Nurse Kathleen’s Halal Street Chicken


This is a crowd-pleasing weeknight favorite.


For the chicken

  • 2 tablespoons lemon juice
  • 1 tablespoon fresh or 2 tsp dried oregano
  • 1/2 teaspoon ground coriander
  • 3 garlic cloves, chopped
  • 1/4 cup olive oil
  • 2 pounds chicken thighs, either boneless and skinless or with bones and skin, up to you
  • 1 ½ teaspoons salt and ½ teaspoons ground black pepper
  • 1 tablespoon avocado oil for frying

For the rice:

  • 2 tablespoons butter
  • 1/2 teaspoon turmeric
  • 1/4 teaspoon ground cumin
  • 1 1/2 brown rice or quinoa
  • 3 cups chicken broth (I use Better than Bouillon)
  • Ground black pepper, to taste

For the sauce

  • 1/2 cup mayonnaise (made with avocado oil is best)
  • 1/2 cup whole fat Greek yogurt
  • 2 tablespoons white vinegar
  • 1 teaspoon lemon juice
  • 1/4 cup chopped fresh parsley
  • ¼ teaspoon salt
  • Ground black pepper, to taste

For the salad

  • 1 head iceberg, green leaf, or romaine lettuce, shredded
  • 1 large tomato, cut into wedges or a pint of cherry tomatoes


Marinate the chicken.
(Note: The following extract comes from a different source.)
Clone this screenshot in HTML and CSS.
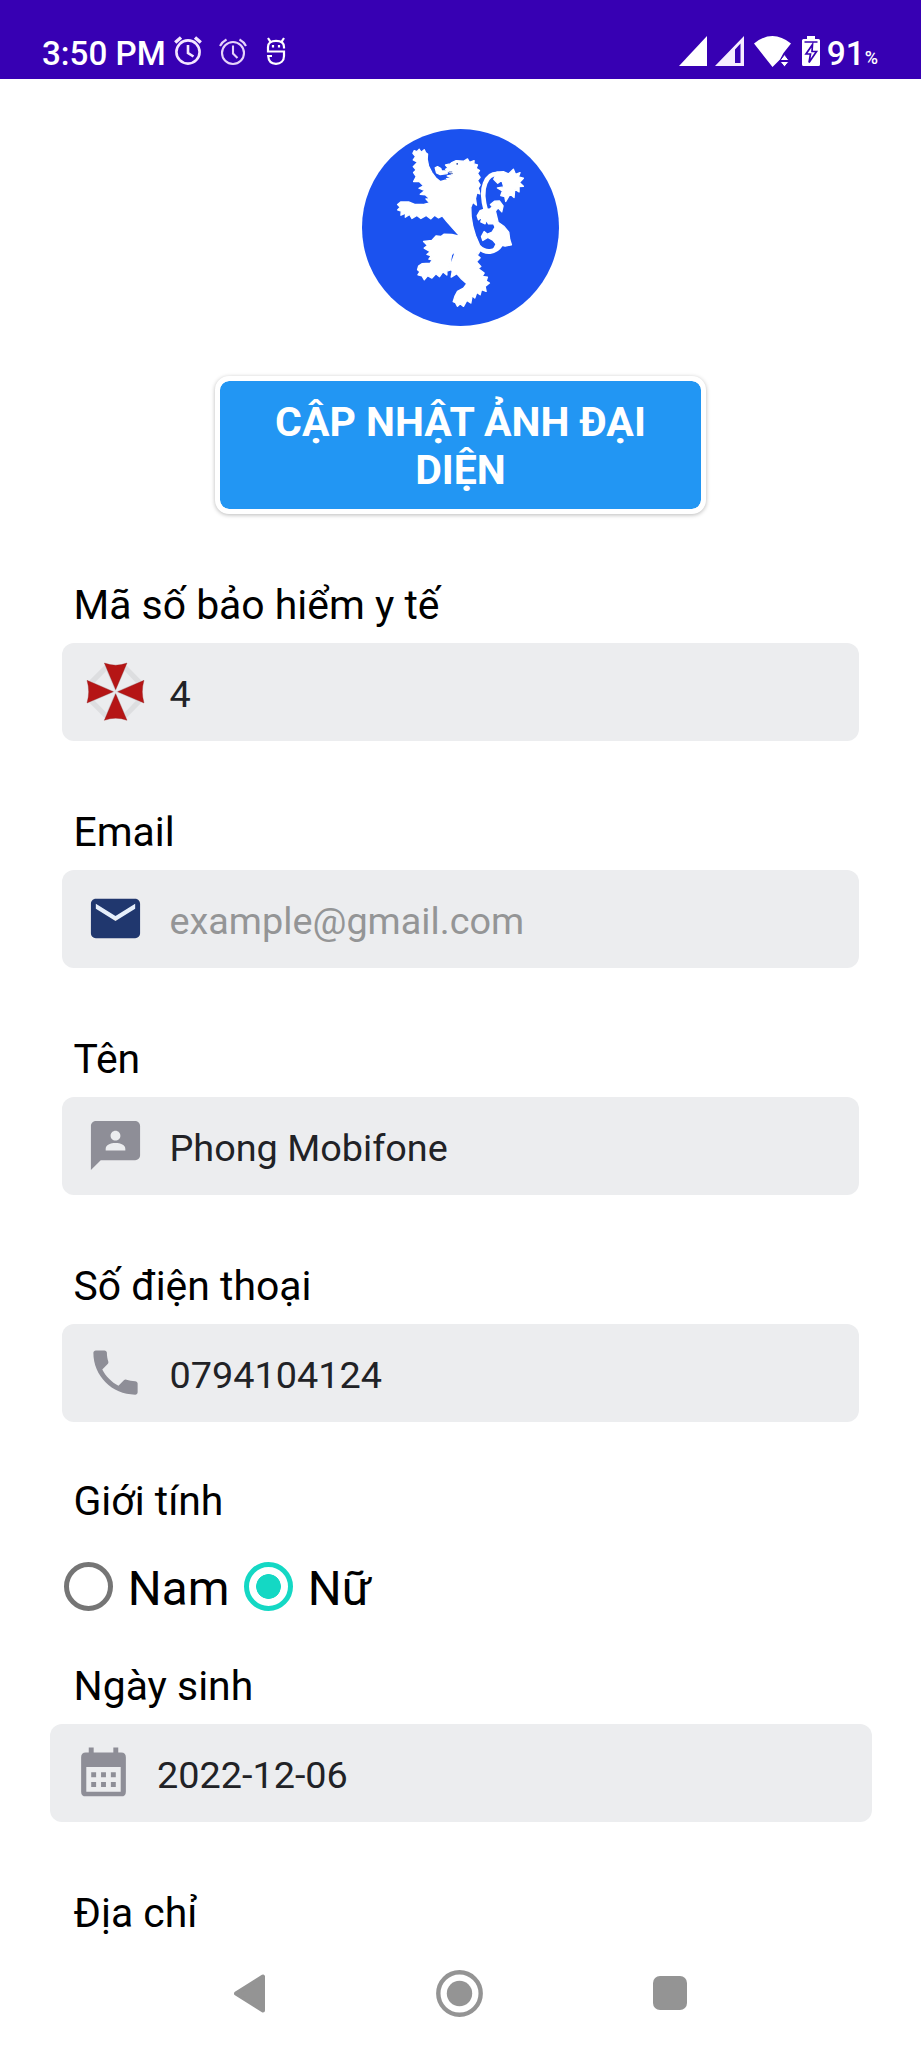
FILE: index.html
```html
<!DOCTYPE html>
<html lang="vi">
<head>
<meta charset="utf-8">
<title>Thông tin cá nhân</title>
<link rel="stylesheet" href="styles.css">
</head>
<body>
<div class="screen">
  <header class="status">
    <div class="status-left">
      <span class="clock">3:50 PM</span>
      <svg class="alarm" viewBox="0 0 28 30" fill="none" stroke="#f4e6ff" stroke-width="2.6"><circle cx="14" cy="16" r="11.6"/><path d="M14 9v8l5.5 3.5"/><path stroke-width="3.400" d="M1.200 6.500 7 1.500M26.800 6.500 21 1.500"/></svg>
      <svg class="alarm-small" viewBox="0 0 28 30" fill="none" stroke="#e6d2fa" stroke-width="2.1"><circle cx="14" cy="17" r="11"/><path d="M14 9.500v8l4.500 4.500M1 10Q3 6 7.500 3.500M27 10Q25 6 20.500 3.500"/></svg>
      <svg class="mascot" viewBox="0 0 20 29" fill="none" stroke="#fff" stroke-width="2.200"><path d="M6 19H2.200C2.500 24 5.500 26.800 10 26.800S18 24 18 19V14.500H2V10C2 6 5 3.800 10 3.800S18 6 18 10V11.500M4.500 4.800 2 1M15.500 4.800 18 1"/><path d="M7 8v2.400M13 8v2.400"/></svg>
    </div>
    <div class="status-right">
      <svg class="signal" viewBox="0 0 28 30" fill="#fff"><path d="M28 0V30H0Z"/></svg>
      <svg class="signal-weak" viewBox="0 0 29 30" fill="#f6ecff"><path fill-rule="evenodd" d="M29 0V30H0ZM25.500 7.500 20 13.500V27H25.500Z"/></svg>
      <svg class="wifi" viewBox="0 0 37 31" fill="#fff"><path d="M0 7.500Q18.500-7.500 37 7.500L29.500 17 26 23.500 18.500 31Z"/><path stroke="#3700b3" stroke-width="1" d="M26 24.500 30.500 18.500 35 24.500ZM26 25.500H35L30.500 31Z"/></svg>
      <svg class="battery" viewBox="0 0 18 30"><path fill="#fff" d="M5 0H13V3H16.500Q18 3 18 4.500V28.500Q18 30 16.500 30H1.500Q0 30 0 28.500V4.500Q0 3 1.500 3H5Z"/><path fill="none" stroke="#3700b3" stroke-width="1.700" d="M2.500 6H15.500M10.500 8.500 4 18H8.500L7 26.500 14.500 15.500H10Z"/></svg>
      <span class="level">91</span><span class="percent">%</span>
    </div>
  </header>

  <main class="content">
    <svg class="avatar" viewBox="35 27 592 592">
      <circle cx="331" cy="323" r="296" fill="#1b52ef"/>
      <g fill="#fff" stroke="#fff" stroke-width="4" stroke-linejoin="round">
        <path d="M192 92 200 95 207 88 213 97 222 89 226 98 232 102 231 118 235 138 245 158 257 174 270 185 285 181 304 183 289 176 305 174 291 168 307 165 302 159 292 153 286 148 294 144 286 135 300 132 305 128 318 122 340 124 352 117 358 127 372 122 371 132 382 135 378 145 388 152 382 160 390 172 382 182 390 195 384 205 387 212 389 222 380 219 376 236 379 256 368 247 362 262 363 290 368 320 376 347 388 375 394 386 384 403 376 402 390 414 379 426 392 440 384 446 402 460 396 470 412 472 408 484 418 490 405 500 408 515 394 510 390 525 380 518 374 535 366 528 362 550 350 542 340 560 330 552 322 560 316 549 309 546 314 530 322 515 340 505 350 492 334 478 320 462 303 472 306 455 300 440 310 412 317 392 304 405 300 430 296 440 302 450 290 454 290 466 278 456 268 471 257 462 245 475 232 468 222 480 215 468 203 465 209 456 202 450 205 439 215 432 240 430 246 420 236 418 243 408 230 404 240 396 222 385 232 377 220 365 245 362 258 348 272 350 282 343 305 344 330 350 310 328 290 305 276 288 265 294 253 286 242 297 228 287 212 296 200 287 185 296 178 284 165 292 166 280 152 286 153 274 142 270 150 262 142 254 152 246 175 246 195 254 218 254 238 249 227 237 240 238 226 225 210 223 224 212 206 205 220 198 207 185 190 185 198 170 190 158 198 150 189 140 202 127 189 120 196 110 188 100Z"/>
        <path d="M255 144 262 140 272 146 274 153 291 153 291 161 270 164 259 159Z"/>
        <path fill="none" stroke-width="14" d="M408 275Q392 220 405 190 418 155 455 163"/>
        <path d="M440 157 460 155 475 162 490 148 496 163 510 158 505 171 520 175 508 188 520 199 507 200 507 216 494 208 492 233 480 222 467 245 464 230 452 227 457 213 442 204 461 201 455 181 443 190 431 178Z"/>
        <path d="M381 288 390 272 403 268 420 267 427 261 421 254 433 244 448 243 459 258 455 276 444 264 436 274 444 307 461 319 476 337 479 359 484 375 465 379 450 375 428 393 438 373 428 361 413 353 398 362 394 350 402 335 412 343 426 337 435 322 430 311 415 312 409 300 405 312 392 306 397 290 385 300Z"/>
        <path fill="none" stroke-width="15" d="M386 382Q402 397 420 395 440 393 452 374"/>
      </g>
      <circle cx="321" cy="132" r="2.500" fill="#173a9c"/><path d="M296 156h10M300 161h8" stroke="#173a9c" stroke-width="2"/>
    </svg>

    <button class="update">CẬP NHẬT ẢNH ĐẠI<br>DIỆN</button>

    <section class="field">
      <div class="label">Mã số bảo hiểm y tế</div>
      <div class="box">
        <svg class="icon" viewBox="108 276 177 177"><path fill="#dddee0" d="M229 286 276 334V396L229 444H164L116 396V334L164 286Z"/><path fill="#ebecee" d="M196 365 224 302 258 338ZM196 365 258 392 224 428ZM196 365 169 428 134 392ZM196 365 134 338 169 302Z"/><path fill="#b51515" stroke="#8e2222" stroke-width="1" d="M163 279Q197 292 231 279L197 359ZM163 451Q197 438 231 451L197 371ZM111 331Q121 365 111 399L190 365ZM282 331Q272 365 282 399L203 365Z"/></svg>
        <span>4</span>
      </div>
    </section>

    <section class="field">
      <div class="label">Email</div>
      <div class="box">
        <svg class="icon" viewBox="0 0 24 24"><rect x="3.500" y="6" width="17" height="6" fill="#e6effb"/><path fill="#20376e" d="M20 4H4c-1.100 0-1.990.9-1.990 2L2 18c0 1.100.9 2 2 2h16c1.100 0 2-.9 2-2V6c0-1.100-.9-2-2-2zm0 4l-8 5-8-5V6l8 5 8-5v2z"/></svg>
        <span class="hint">example@gmail.com</span>
      </div>
    </section>

    <section class="field">
      <div class="label">Tên</div>
      <div class="box">
        <svg class="icon" viewBox="0 0 24 24" fill="#8e8e97"><path d="M20 2H4c-1.100 0-1.990.9-1.990 2L2 22l4-4h14c1.100 0 2-.9 2-2V4c0-1.100-.9-2-2-2zm-8 4c1.100 0 2 .9 2 2s-.9 2-2 2-2-.9-2-2 .9-2 2-2zm4 8H8v-.570c0-.810.480-1.530 1.220-1.850.850-.370 1.790-.580 2.780-.580.990 0 1.930.210 2.780.580.740.320 1.220 1.040 1.220 1.850V14z"/></svg>
        <span>Phong Mobifone</span>
      </div>
    </section>

    <section class="field">
      <div class="label">Số điện thoại</div>
      <div class="box">
        <svg class="icon" viewBox="0 0 24 24" fill="#8e8e97"><path d="M6.620 10.790c1.440 2.830 3.760 5.140 6.590 6.590l2.200-2.200c.270-.270.670-.360 1.020-.240 1.120.370 2.330.570 3.570.570.550 0 1 .450 1 1V20c0 .550-.450 1-1 1-9.390 0-17-7.610-17-17 0-.550.450-1 1-1h3.500c.550 0 1 .450 1 1 0 1.250.200 2.450.570 3.570.110.350.030.740-.250 1.020l-2.200 2.200z"/></svg>
        <span>0794104124</span>
      </div>
    </section>

    <section class="gender">
      <div class="label">Giới tính</div>
      <div class="options">
        <div class="option"><i class="radio"></i><span>Nam</span></div>
        <div class="option"><i class="radio checked"></i><span>Nữ</span></div>
      </div>
    </section>

    <section class="field birth">
      <div class="label">Ngày sinh</div>
      <div class="box">
        <svg class="icon" viewBox="0 0 24 24" fill="#8e8e97"><path fill-rule="evenodd" d="M6 1.800h2v2.100h8V1.800h2v2.100h1.200q1.900 0 1.900 1.900v14q0 1.900-1.900 1.900H4.800q-1.900 0-1.900-1.900v-14q0-1.900 1.900-1.900H6ZM5 9.800v10h14v-10Z"/><path d="M7 11.900h2v2H7zM11 11.900h2v2h-2zM15 11.900h2v2h-2zM7 15.900h2v2H7zM11 15.900h2v2h-2zM15 15.900h2v2h-2z"/></svg>
        <span>2022-12-06</span>
      </div>
    </section>

    <div class="label">Địa chỉ</div>
  </main>

  <nav class="navbar">
    <svg class="back" viewBox="0 0 31 39"><path d="M2 19.500 29 2.500V36.500Z" fill="#949494" stroke="#949494" stroke-width="4" stroke-linejoin="round"/></svg>
    <svg class="home" viewBox="0 0 47 47"><circle cx="23.500" cy="23.500" r="21.200" fill="none" stroke="#949494" stroke-width="4.400"/><circle cx="23.500" cy="23.500" r="12.700" fill="#949494"/></svg>
    <i class="recent"></i>
  </nav>
</div>
</body>
</html>
```
FILE: styles.css
```css
* { box-sizing: border-box; }
body { margin: 0; background: #fff; color: #000; font-family: Roboto, "Noto Sans", sans-serif; }
svg { display: block; flex: none; }

.screen { width: 921px; height: 2048px; display: flex; flex-direction: column; overflow: hidden; }

.status { flex: none; height: 79px; background: #3700b3; color: #fff; display: flex; justify-content: space-between; padding: 36px 43px 0 42px; }
.status-left, .status-right { display: flex; align-items: flex-start; }
.clock { width: 132px; font-size: 33.2px; font-weight: 500; line-height: 36px; white-space: nowrap; }
.alarm { width: 28px; height: 30px; }
.alarm-small { width: 28px; height: 30px; margin-left: 17px; }
.mascot { width: 20px; height: 29px; margin: 1px 0 0 19px; }
.signal { width: 28px; height: 30px; }
.signal-weak { width: 29px; height: 30px; margin-left: 8px; }
.wifi { width: 37px; height: 31px; margin-left: 10px; }
.battery { width: 18px; height: 30px; margin-left: 11px; }
.level { margin-left: 6.500px; font-size: 33.5px; font-weight: 500; line-height: 36px; }
.percent { font-size: 18px; font-weight: 500; line-height: 43px; }

.content { flex: 1; min-height: 0; overflow: hidden; display: flex; flex-direction: column; padding: 50px 62px 0; }
.avatar { width: 197px; height: 197px; align-self: center; }
.update { flex: none; align-self: center; width: 491px; height: 138px; margin-top: 49.500px; padding: 3px 0 0; border: 5px solid #fff; border-radius: 14px; background: #2296f3; background-clip: padding-box; box-shadow: 0 1px 4px rgba(0, 0, 0, .28); color: #fff; font: 700 41px/48.5px Roboto, sans-serif; }

.label { flex: none; padding-left: 11.500px; font-size: 40.9px; line-height: 48px; white-space: nowrap; }
.field { flex: none; height: 227px; }
.update + .field { margin-top: 67.500px; }
.box { height: 98.500px; margin-top: 13.500px; padding-left: 24px; display: flex; align-items: center; gap: 24.500px; border-radius: 12px; background: #ecedef; color: #212226; font-size: 37.8px; line-height: 44px; }
.box span { padding-top: 4.500px; }
.box .hint { color: #949596; }
.icon { width: 59px; height: 59px; }

.gender { flex: none; height: 185px; margin-top: -12px; }
.options { display: flex; margin-top: 36px; padding-left: 2px; }
.option { width: 180px; display: flex; align-items: center; gap: 14.500px; font-size: 47.6px; line-height: 54px; }
.option span { padding-top: 1px; }
.radio { flex: none; width: 49.300px; height: 49.300px; margin-top: -4px; border: 5px solid #757575; border-radius: 50%; }
.radio.checked { border-color: #14d8c4; background: radial-gradient(circle, #14d8c4 0 12px, transparent 12.700px); }
.birth .box { margin-left: -12.500px; margin-right: -12.500px; }

.navbar { flex: none; height: 110px; display: flex; justify-content: space-between; align-items: center; padding: 0 234px; background: #fff; }
.back { width: 31px; height: 39px; }
.home { width: 47px; height: 47px; }
.recent { width: 34px; height: 34px; border-radius: 7px; background: #949494; }
```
You can marinate it with everything but the lemon juice overnight, adding the lemon juice 30 minutes or up to 4 hours prior to cooking. If the lemon juice marinates with the chicken longer, it can result in oddly textured chicken as the acids in the lemon break down the protein in the chicken.

Make the sauce.  Mix all of the ingredients together and set aside.

Start the brown rice or quinoa on the stovetop. Melt the butter over medium heat, then add the spices. Cook for up to one minute, then add the rice or quinoa, stirring to incorporate the flavors. Next, add the broth. Bring to a boil uncovered, then add the lid and reduce to a simmer. Cook for 15 minutes using quinoa or 45 minutes if using brown rice. For either grain, it is done with all of the liquid is absorbed and the grains are tender.

Cook the chicken. Take it out of the marinade and pat the chicken with paper towels. This will help get it crisp with a good golden color. Heat up a tablespoon of avocado oil over medium high heat until the oil shimmers. Add the chicken thighs. Cook undisturbed for about five minutes on the first side. When the chicken releases from the pan (a sign that it is getting cooked), then flip. Cook the chicken until it is golden brown on both sides and until the internal temperature reaches 165°F.

To serve: arrange the grain and the lettuce with tomatoes on the plate. Add the chicken on top and drizzle with the sauce. Enjoy!